Keeper gets break with Jags' offense in command

Aug. 31, 2010 at 3:31 a.m.

Sarah Saldivar got a chance to take a breath. Rather than having to save the day, she got to be a spectator.

She did everything she could to keep her head in the game.

"I just got a chance to sit back and watch them do what we've been training for," she said. "It was kind of boring actually. Every time I got a chance to get the ball or get a pass back, I took advantage of it."

Two days after stopping 13 shots and having to be on guard for 15 others for University of Houston-Victoria against UT-Brownsville, Saldivar spent much of Tuesday's exhibition game against Cedar Valley College watching the offense control the game from in front of the Jaguars net.

All told, she stopped a resounding one shot, the only one on net of two by the Suns.

"They made some good plays and have some strong players, but we were able to work on some of the things we were working on in practice," said coach Adrian Rigby.

The Jaguars kept the ball in the attacking zone for most of the game, notching goals from Janae Gonzales in the first half and Courtney Reynolds midway through the second half.

But the last minute was a flurry of action in the Jaguars zone. Cedar Valley was able to challenge in the final minutes, something Saldivar attributed to the Jaguars being overconfident.

"We got a little confident getting a goal and then another goal," she said. "The most important thing that coach is going to talk to us about is staying focused. Just because we're up doesn't mean anything."

But Saldivar said the late pressure produced some encouraging signs for the Jaguars.

"I was kind of happy toward the end, because the defense kept their shape, but they didn't let it get past the six-yard block," Saldivar said.

Saldivar's weekend performance in Brownsville has given her a leg up on being the starting goalkeeper for the Jaguars, Rigby said.

"She's starting to emerge," he said. "We kind of picked up our keepers late, they haven't even been with us for a week now. We're looking forward to training with and getting them to be a little bit stronger."

Late doesn't tell half the story. Saldivar has been with the team about a week and a half, a late transfer from Texas A&M-International.

"Last minute, things just didn't work out at A&M International. My ex-coach contacted coach Rigby and it was in, like, five days, I got registered," she said. "It was very hectic, but it was the best decision I made."

All told, the process of transferring took her about five days, from tryout to enrolled in at UHV to practicing.
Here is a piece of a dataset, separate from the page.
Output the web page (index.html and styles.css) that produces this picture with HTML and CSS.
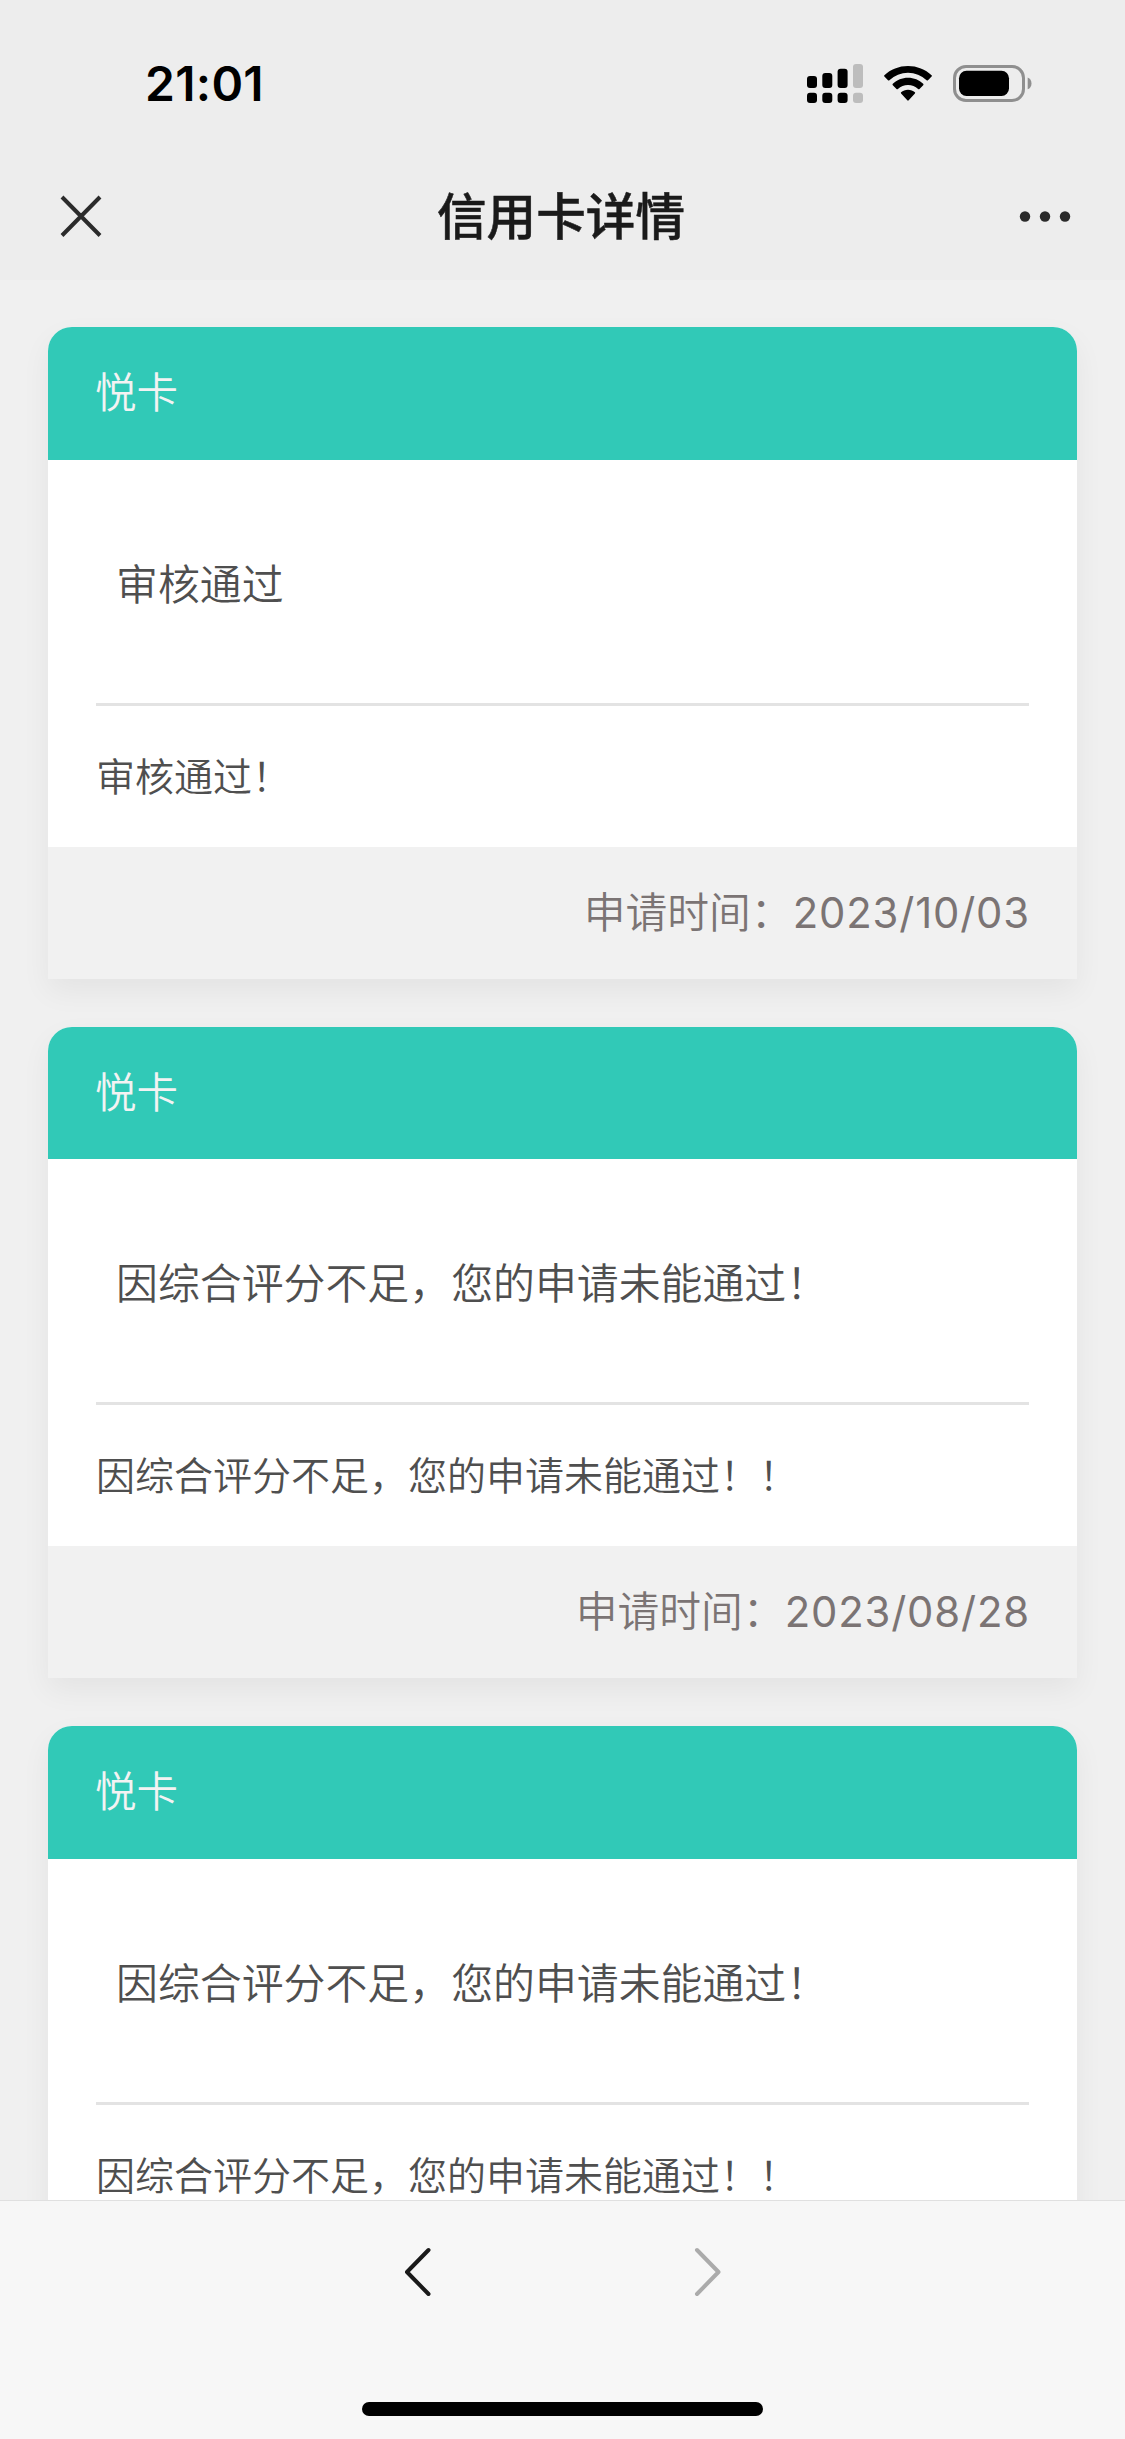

"Coach Rigby called me on a Wednesday, and I said, 'why don't you look at me and see what you think,'" she said. "I came down on Thursday, and he said he would call on Friday morning with his decision. I could've stayed there.
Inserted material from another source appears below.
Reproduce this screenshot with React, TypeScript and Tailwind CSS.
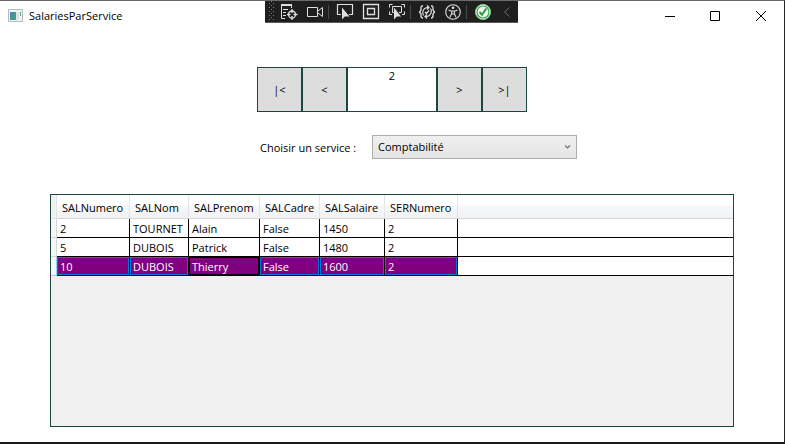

"It was really quick. I said, 'You know what, I really liked the team, they were very welcoming. I'm going to go down to Victoria.' So, Sunday, I got here, brought all my stuff and left Laredo. I only trained about three days before we left for Brownsville."
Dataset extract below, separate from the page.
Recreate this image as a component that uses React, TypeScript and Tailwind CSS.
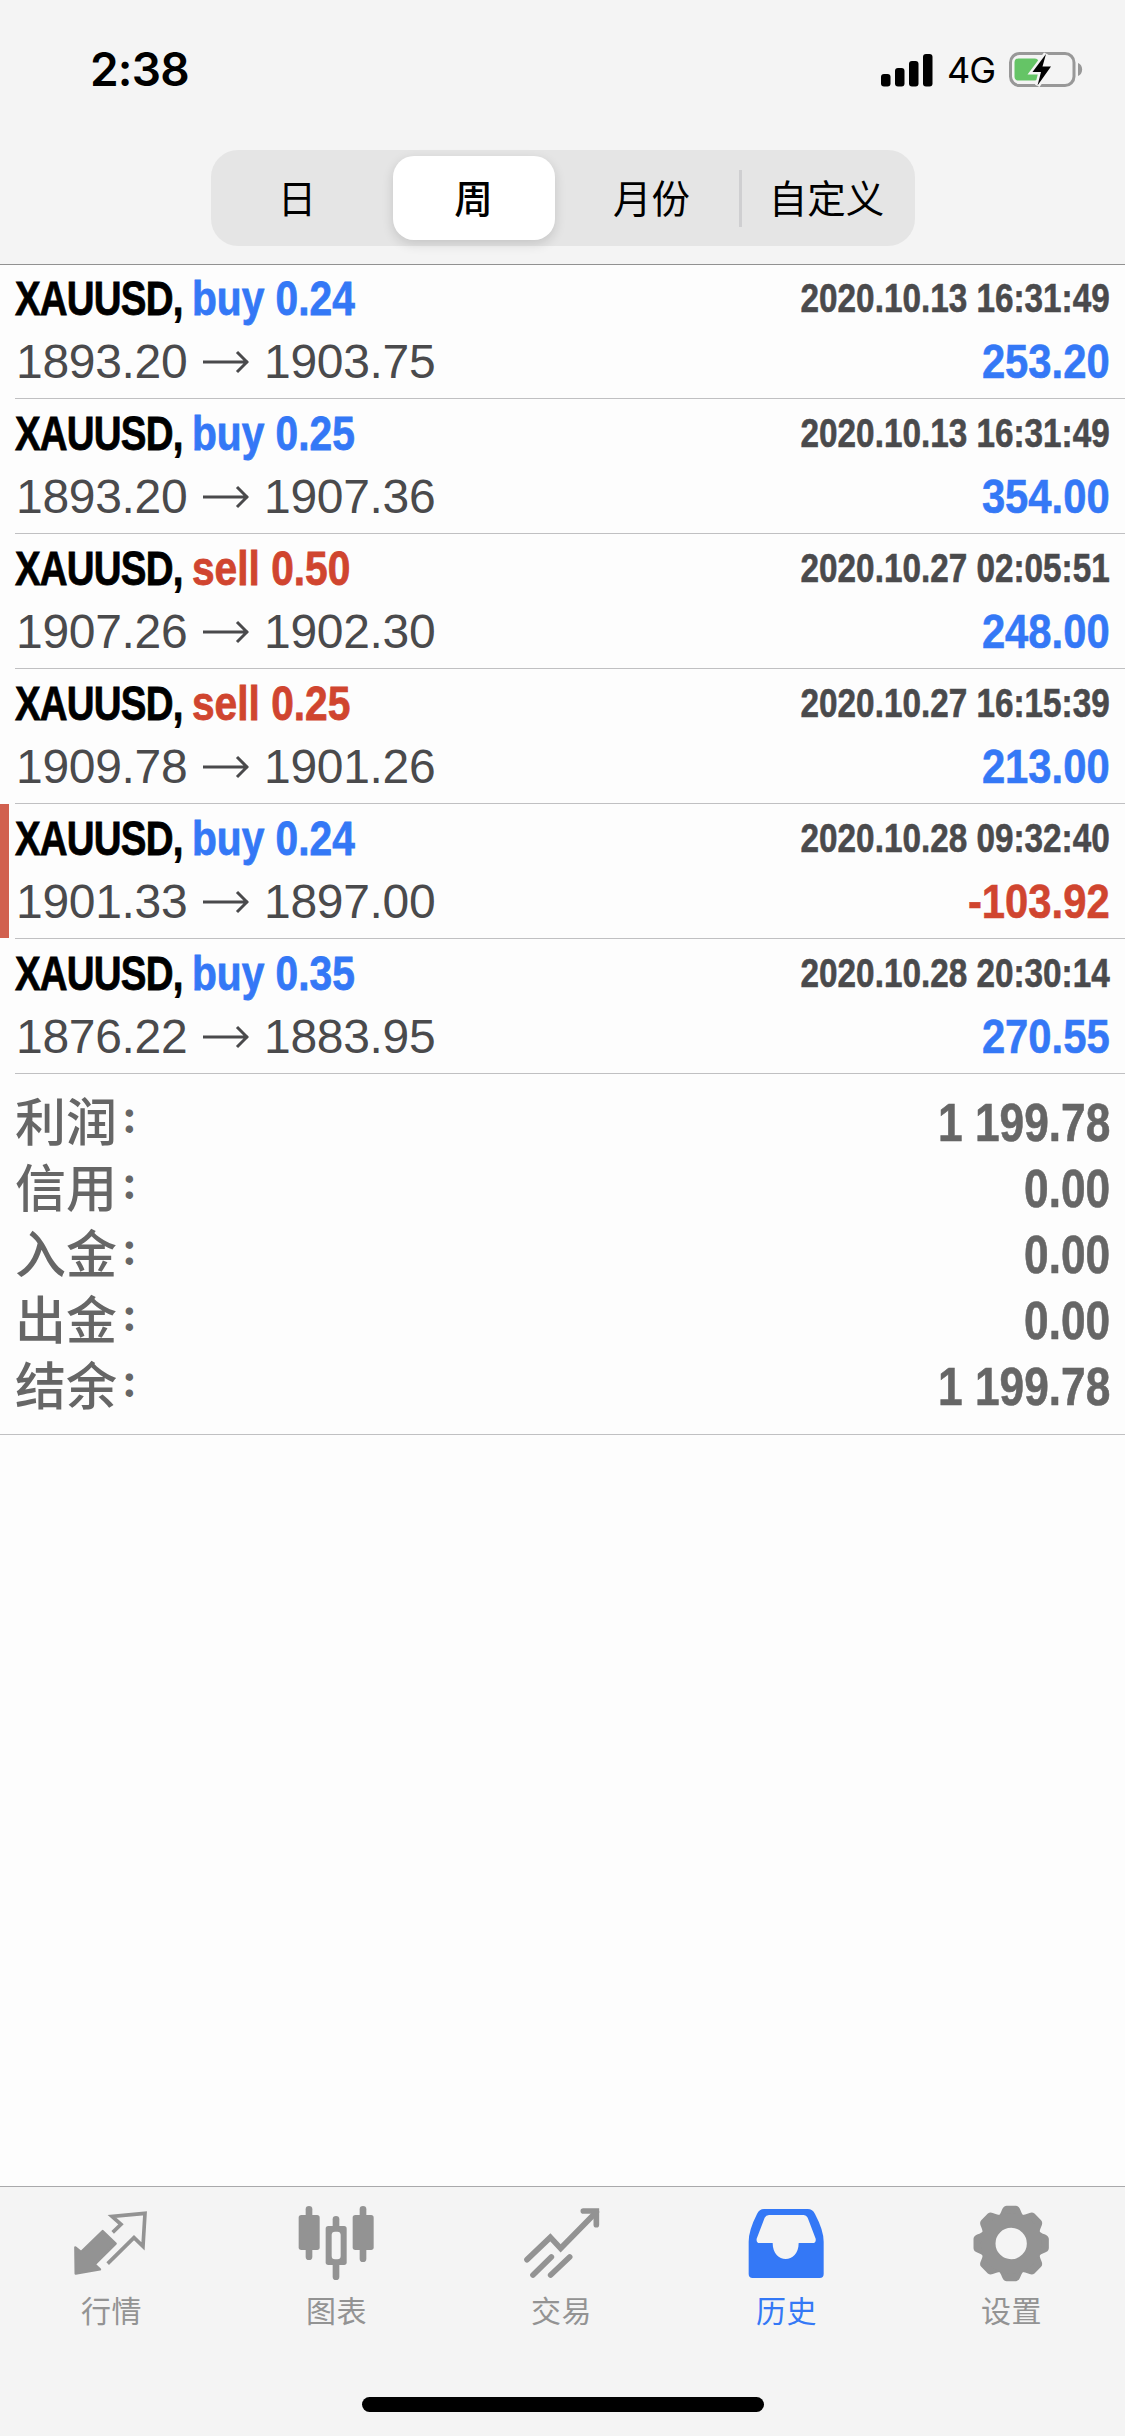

Even as a junior, Saldivar is the elder statesman of the team, the lone junior and one of five players that isn't a freshmen on the Jaguars.

"They call me the soccer mom," she said "I'm experienced, I've got two year's experience in the NCAA, so I'm able to help them out. I've also played on the field, so there's a lot that I can help out with."

Saldivar said she has a chance to help shape and influence the young Jaguars.

"The most exciting thing is watching us grow together as a team," she said. "Not many times do you start a team off with 90 percent freshmen. It's not that common, but I'm excited and I really like it. It makes me feel good to be the oldest one leading them."


Despite having a young team, Rigby said chemistry shouldn't be a problem.

"Off the field, they've clicked right away," he said. "It seems like they are all best friends and sisters right away, which helps with the camaraderie on the field."

"But on the field, you're trying to find the right mixture of players can play in certain situations. Having 21 freshmen, it's tough. Usually you can have a core of players to turn to."


Even if the Jaguars had wanted to practice or play at their new incomplete field on campus, it would have been impossible.

Morning and early afternoon storms turned the field into a pool as runoff from the street flowed onto the field.

Until then, both teams will play at St. Joseph's O'Connor Sports Complex, including Friday's men's and women's home games against Division-III Concordia.